Unistore was announced, which makes Snowflake a HTAP database. This is brilliant, as it enables real time analytics without needing to ship events or do any EL - the analytics dataset is the OLTP dataset. It can potentially allow a customer to just have Snowflake to store state. How much this will cost is yet to be seen and it may only make sense for large use cases where Aurora or AlloyDB would make sense currently, but it's still a great new use case.
Iceberg tables address a key ask from engineers over the last few years: being able to programmatically access Snowflake file storage. In truth it is Snowflake operating on shared file storage, but the effect is the same.
Native data applications where anyone can develop an app and start monetising it in the Snowflake marketplace - this opens a whole world of possibilities, but because all applications are run on a customer's Snowflake resources, these possibilities are safe. I'm thinking of making a data app just for the fun of it and also to experience the process.
Search optimisation on new data types, 10% efficiency boost on AWS, enhanced streaming, enhanced materialised views, large memory instances for ML, streamlit sheets for use directly in Snowflake... Snowflake have delivered in a way that I didn't expect this year.
In addition to the things I've mentioned above, they released some functionality to increase their reach into legacy stack enterprise customers (support for on-prem data, SnowGrid to enable multicloud and ease of data migration and a few governance features).

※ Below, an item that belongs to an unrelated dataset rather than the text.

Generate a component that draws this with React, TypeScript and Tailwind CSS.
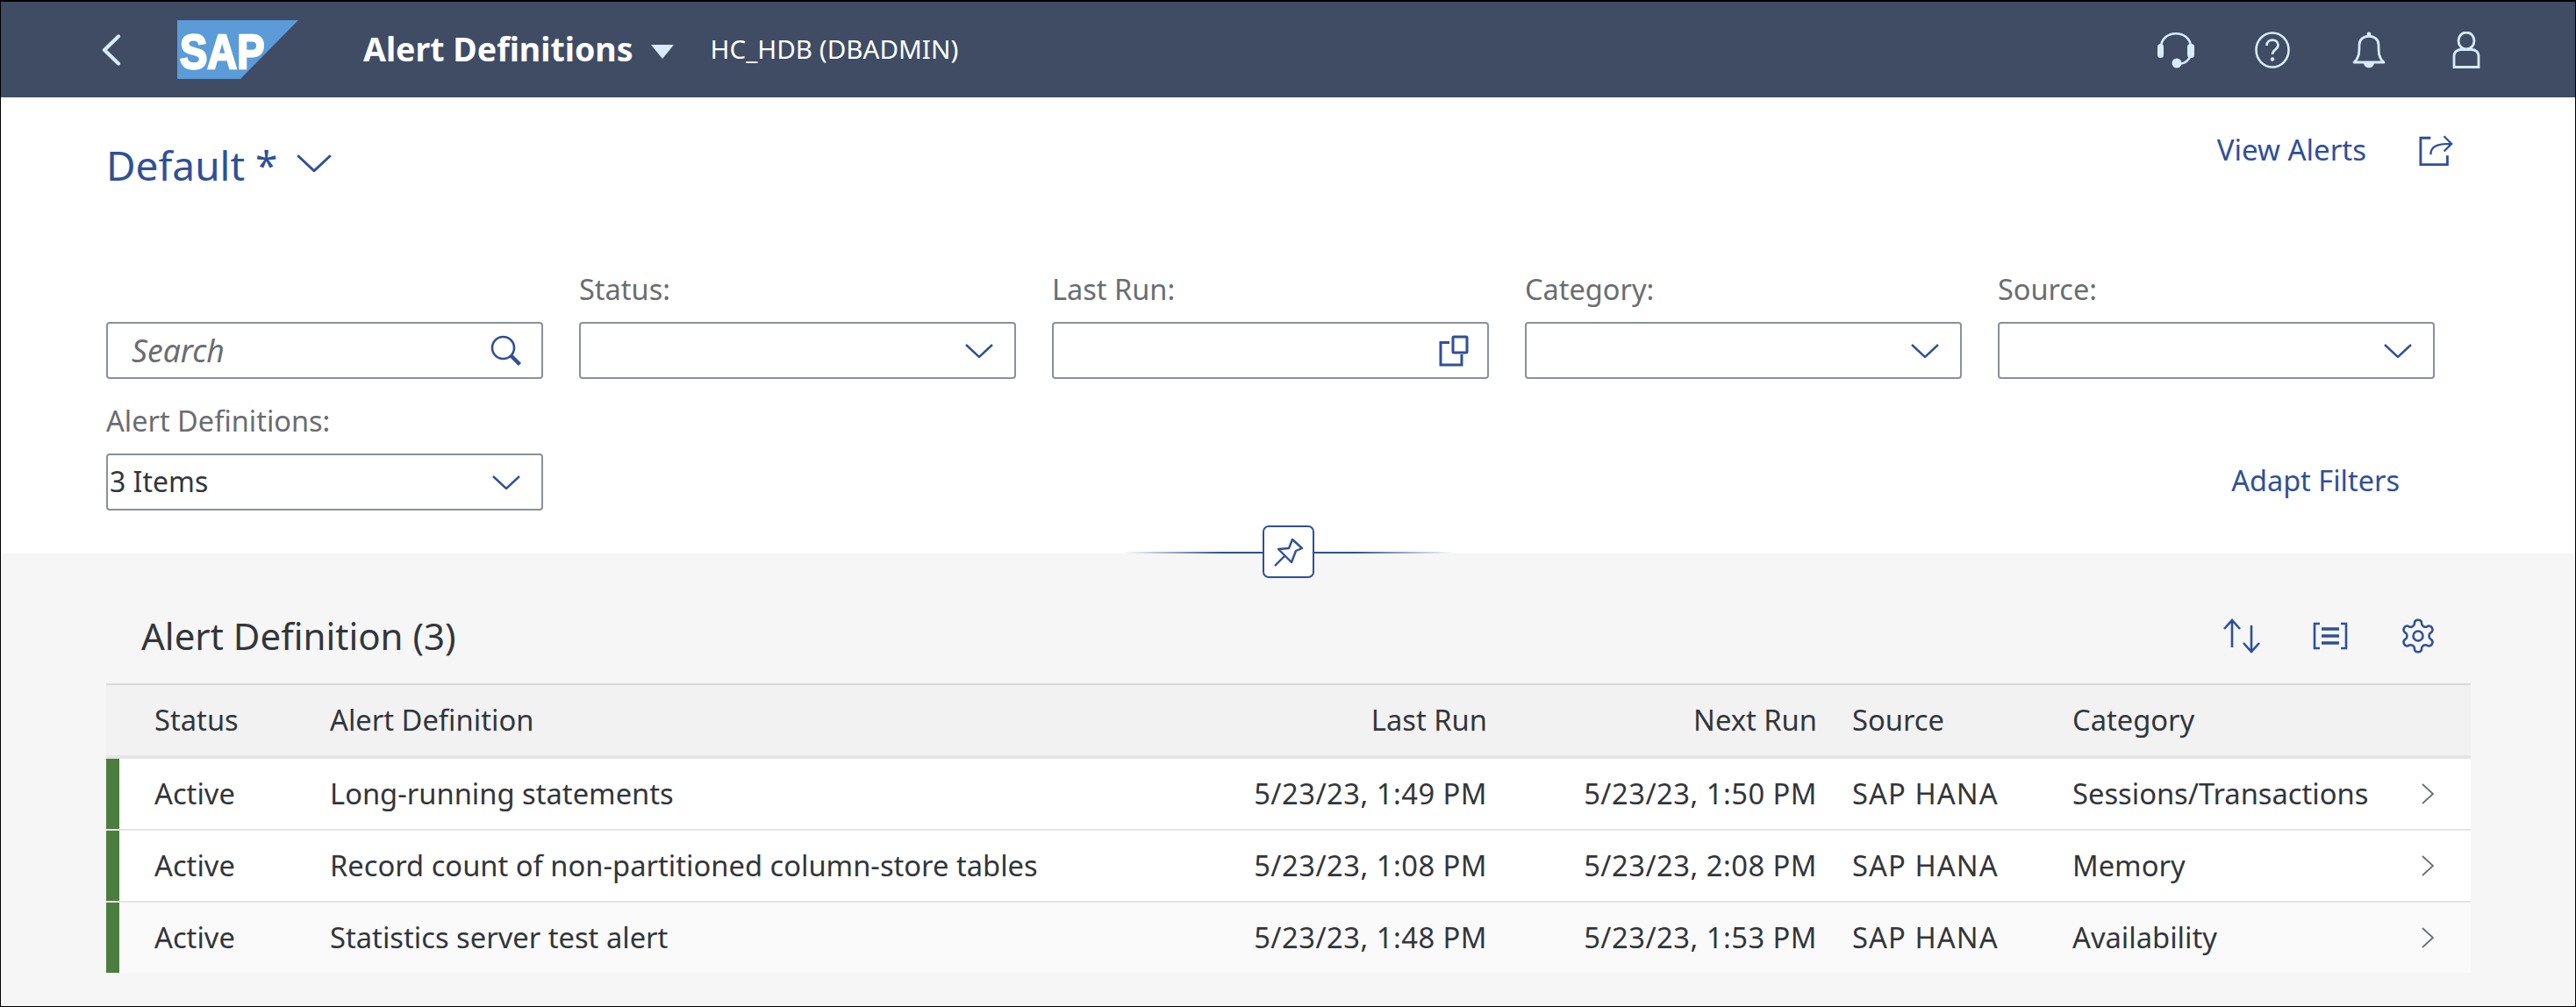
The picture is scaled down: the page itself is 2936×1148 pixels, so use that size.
const font = "font-['Noto_Sans','Open_Sans',sans-serif]";

const rows = [
  { name: "Long-running statements", last: "5/23/23, 1:49 PM", next: "5/23/23, 1:50 PM", category: "Sessions/Transactions", bg: "bg-white" },
  { name: "Record count of non-partitioned column-store tables", last: "5/23/23, 1:08 PM", next: "5/23/23, 2:08 PM", category: "Memory", bg: "bg-white" },
  { name: "Statistics server test alert", last: "5/23/23, 1:48 PM", next: "5/23/23, 1:53 PM", category: "Availability", bg: "bg-[#fafafa]" },
];

const cols = "grid grid-cols-[55px_200px_959px_360px_376px_40px_251px_398px_56px] items-center";

function Chevron({ className }: { className?: string }) {
  return (
    <svg width="32" height="16" viewBox="0 0 32 16" fill="none" className={className}>
      <path d="M1 1 L16 15 L31 1" stroke="#2f5098" strokeWidth="2.4" />
    </svg>
  );
}

function SearchIcon() {
  return (
    <svg width="36" height="36" viewBox="0 0 36 36" fill="none">
      <circle cx="14.5" cy="14.5" r="12.5" stroke="#2f5098" strokeWidth="2.6" />
      <path d="M23.5 23.5 L33.5 33.5" stroke="#2f5098" strokeWidth="4.5" />
    </svg>
  );
}

function CopyIcon() {
  return (
    <svg width="34" height="36" viewBox="0 0 34 36" fill="none">
      <rect x="16" y="2" width="16" height="18" rx="1" stroke="#2f5098" strokeWidth="3" />
      <path d="M12 8.5 H2 V34 H26 V22" stroke="#2f5098" strokeWidth="3" />
    </svg>
  );
}

function Field({ label, children }: { label: string; children?: React.ReactNode }) {
  return (
    <div className="flex flex-col">
      <div className="h-[40px] mb-[17px] text-[32.5px] leading-[40px] text-[#6a6d70]">{label}</div>
      <div className="h-[65px] border-2 border-[#89919a] rounded-[4px] bg-white flex items-center justify-between pl-[2px] pr-[24px] text-[#32363a] text-[32px]">
        {children ?? (
          <>
            <span />
            <Chevron />
          </>
        )}
      </div>
    </div>
  );
}

export default function App() {
  return (
    <div className={`w-[2936px] h-[1148px] border border-black border-t-2 bg-[#f6f6f7] flex flex-col overflow-hidden ${font}`}>
      <header className="h-[109px] shrink-0 bg-[#3f4c63] flex items-center text-white">
        <svg width="22" height="36" viewBox="0 0 22 36" fill="none" className="ml-[115px]">
          <path d="M19 2.5 L3 18 L19 33.5" stroke="#d9eaff" strokeWidth="4.2" strokeLinecap="round" strokeLinejoin="round" />
        </svg>
        <svg width="138" height="67" viewBox="0 0 138 67" className="ml-[64px]">
          <polygon points="0,0 138,0 72,67 0,67" fill="#5b9bd8" />
          <text
            transform="translate(3 55) scale(0.84 1)"
            fontFamily="'Liberation Sans', sans-serif"
            fontWeight="700"
            fontSize="56"
            fill="#ffffff"
            stroke="#ffffff"
            strokeWidth="2.5"
          >
            SAP
          </text>
        </svg>
        <div className="ml-[74px] text-[37.5px] font-bold">Alert Definitions</div>
        <svg width="26" height="16" viewBox="0 0 24 16" preserveAspectRatio="none" className="ml-[20px] mt-[4px]">
          <polygon points="0,0 24,0 12,16" fill="#d9eaff" />
        </svg>
        <div className="ml-[42px] text-[29.6px]">HC_HDB (DBADMIN)</div>
        <div className="ml-auto mr-[108px] flex items-center">
          <svg width="44" height="42" viewBox="0 0 44 42" fill="none">
            <path d="M5 18 C5 -3 39 -3 39 18 V24 C39 32 32 37 24 37" stroke="#d9eaff" strokeWidth="2.6" />
            <rect x="1" y="14" width="7" height="16" rx="3.5" fill="#d9eaff" />
            <rect x="35" y="14" width="8" height="16" rx="3.5" fill="#d9eaff" />
            <circle cx="23" cy="36" r="5.5" fill="#d9eaff" />
          </svg>
          <svg width="40" height="42" viewBox="0 0 40 42" fill="none" className="ml-[68px]">
            <ellipse cx="20" cy="21" rx="18.5" ry="19.5" stroke="#d9eaff" strokeWidth="2.6" />
            <path d="M13.5 16 C13.5 7.5 26.5 7.5 26.5 15.5 C26.5 20.5 20 20.5 20 26" stroke="#d9eaff" strokeWidth="2.8" />
            <circle cx="20" cy="31.5" r="2.2" fill="#d9eaff" />
          </svg>
          <svg width="38" height="42" viewBox="0 0 38 42" fill="none" className="ml-[71px]">
            <path d="M2 35 C8 30 8 24 8 15 C8 2 30 2 30 15 C30 24 30 30 36 35 Z" stroke="#d9eaff" strokeWidth="2.8" strokeLinejoin="round" />
            <circle cx="19" cy="3" r="2.4" fill="#d9eaff" />
            <path d="M13 36 H25 C24 43 14 43 13 36 Z" fill="#d9eaff" />
          </svg>
          <svg width="32" height="42" viewBox="0 0 32 42" fill="none" className="ml-[76px]">
            <ellipse cx="16" cy="10.5" rx="9" ry="9.5" stroke="#d9eaff" strokeWidth="2.8" />
            <path d="M2 40.5 V28 C2 23 6 20.5 10 20.5 H22 C26 20.5 30 23 30 28 V40.5 Z" stroke="#d9eaff" strokeWidth="2.8" />
          </svg>
        </div>
      </header>

      <section className="h-[520px] shrink-0 bg-white pl-[120px] pr-[160px] relative">
        <div className="h-[199px] flex items-start justify-between">
          <div className="mt-[46px] flex items-center text-[#2f5098] text-[46px] leading-[62px]">
            <span>Default *</span>
            <Chevron className="ml-[22px] mt-[-4px] w-[40px] h-[20px]" />
          </div>
          <div className="mt-[38px] flex items-center text-[#2f5098] text-[33px] leading-[44px]">
            <span>View Alerts</span>
            <svg width="40" height="37" viewBox="0 0 42 38" fill="none" className="ml-[60px] mr-[-22px]">
              <path d="M14 4 H2 V36 H34 V25" stroke="#2f5098" strokeWidth="3" />
              <path d="M14 24 C14 14 22 11 38 11 M30 2 L39 11 L30 20" stroke="#2f5098" strokeWidth="2.4" />
            </svg>
          </div>
        </div>
        <div className="grid grid-cols-[repeat(5,498px)] gap-x-[41px] gap-y-[28px]">
          <div className="flex flex-col justify-end">
            <div className="h-[65px] border-2 border-[#89919a] rounded-[4px] flex items-center justify-between pl-[27px] pr-[22px]">
              <span className="text-[35.5px] italic text-[#6a6d70]">Search</span>
              <SearchIcon />
            </div>
          </div>
          <Field label="Status:" />
          <Field label="Last Run:">
            <span />
            <div className="mr-[-3px]"><CopyIcon /></div>
          </Field>
          <Field label="Category:" />
          <Field label="Source:" />
          <Field label="Alert Definitions:">
            <span className="mt-[-2px]">3 Items</span>
            <Chevron />
          </Field>
          <div className="col-start-5 self-end h-[63px] mb-[2px] flex items-center justify-end pr-[40px] text-[#2f5098] text-[32.5px]">
            Adapt Filters
          </div>
        </div>
        <div className="absolute left-[1279px] top-[518px] w-[378px] h-[2px] bg-[linear-gradient(90deg,transparent,#2f5098_30%,#2f5098_70%,transparent)]" />
        <div className="absolute left-[1438px] top-[488px] w-[59px] h-[60px] bg-white border-2 border-[#2f5098] rounded-[7px] flex items-center justify-center">
          <svg width="34" height="34" viewBox="12 10 34 34" fill="none">
            <path d="M13 43 L24 32" stroke="#2f5098" strokeWidth="2.4" />
            <path d="M33 13 L44 23 L37 26 L32 39 L17 24 L29 23 Z" stroke="#2f5098" strokeWidth="2.4" strokeLinejoin="round" />
          </svg>
        </div>
      </section>

      <section className="flex-1 pl-[120px]">
        <div className="h-[148px] w-[2655px] flex items-center justify-between pl-[40px] pt-[38px]">
          <div className="text-[42px] text-[#32363a]">Alert Definition (3)</div>
          <div className="flex items-center mt-[2px]">
            <svg width="42" height="40" viewBox="0 0 42 40" fill="none">
              <path d="M1 12 L10 2 L19 12 M10 2 V33" stroke="#2f5098" strokeWidth="2.6" />
              <path d="M23 28 L32 38 L41 28 M32 38 V8" stroke="#2f5098" strokeWidth="2.6" />
            </svg>
            <svg width="40" height="32" viewBox="0 0 40 32" fill="none" className="ml-[60px]">
              <path d="M8 2 H2 V30 H8 M32 2 H38 V30 H32" stroke="#2f5098" strokeWidth="2.6" />
              <path d="M10 8 H30 M10 16 H30 M10 24 H30" stroke="#2f5098" strokeWidth="3.4" />
            </svg>
            <svg width="44" height="44" viewBox="0 0 24 24" fill="none" className="ml-[58px] mr-[-2px]">
              <path
                d="M12.22 2h-.44a2 2 0 0 0-2 2v.18a2 2 0 0 1-1 1.73l-.43.25a2 2 0 0 1-2 0l-.15-.08a2 2 0 0 0-2.73.73l-.22.38a2 2 0 0 0 .73 2.73l.15.1a2 2 0 0 1 1 1.72v.51a2 2 0 0 1-1 1.74l-.15.09a2 2 0 0 0-.73 2.73l.22.38a2 2 0 0 0 2.73.73l.15-.08a2 2 0 0 1 2 0l.43.25a2 2 0 0 1 1 1.73V20a2 2 0 0 0 2 2h.44a2 2 0 0 0 2-2v-.18a2 2 0 0 1 1-1.73l.43-.25a2 2 0 0 1 2 0l.15.08a2 2 0 0 0 2.73-.73l.22-.39a2 2 0 0 0-.73-2.73l-.15-.08a2 2 0 0 1-1-1.74v-.5a2 2 0 0 1 1-1.74l.15-.09a2 2 0 0 0 .73-2.73l-.22-.38a2 2 0 0 0-2.73-.73l-.15.08a2 2 0 0 1-2 0l-.43-.25a2 2 0 0 1-1-1.73V4a2 2 0 0 0-2-2z"
                stroke="#2f5098"
                strokeWidth="1.4"
              />
              <circle cx="12" cy="12" r="3" stroke="#2f5098" strokeWidth="1.4" />
            </svg>
          </div>
        </div>
        <div className="w-[2695px] text-[32.7px] text-[#32363a]">
          <div className={`${cols} h-[86px] border-t-2 border-t-[#d9d9d9] border-b-4 border-b-[#e5e5e5] bg-[#f2f2f2]`}>
            <div />
            <div>Status</div>
            <div>Alert Definition</div>
            <div className="text-right">Last Run</div>
            <div className="text-right">Next Run</div>
            <div />
            <div>Source</div>
            <div>Category</div>
            <div />
          </div>
          {rows.map((row, i) => (
            <div key={row.name} className={`${cols} ${i < 2 ? "h-[82px] border-b-2 border-b-[#e5e5e5]" : "h-[80px]"} ${row.bg}`}>
              <div className="h-full">
                <div className="w-[15px] h-full bg-[#4b7d3f]" />
              </div>
              <div>Active</div>
              <div>{row.name}</div>
              <div className="text-right tracking-[0.5px]">{row.last}</div>
              <div className="text-right tracking-[0.5px]">{row.next}</div>
              <div />
              <div className="tracking-[1.1px]">SAP HANA</div>
              <div>{row.category}</div>
              <div className="flex">
                <svg width="14" height="24" viewBox="0 0 14 24" fill="none">
                  <path d="M1 1 L13 12 L1 23" stroke="#6a6d70" strokeWidth="1.8" />
                </svg>
              </div>
            </div>
          ))}
        </div>
      </section>
    </div>
  );
}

As I've said before and Benn alludes to in the tweet above, there is a huge part of the market tied up in legacy stacks that they struggle to move away from. If Snowflake can better help even a % of this huge market, it will unlock growth from large enterprise customers with deep pockets, who by this point may be envious of less constrained orgs enjoying cloud SaaS tools like Snowflake.
As you can probably tell from my tone and my low expectations before the conference, I'm genuinely impressed. I hadn't expected to be.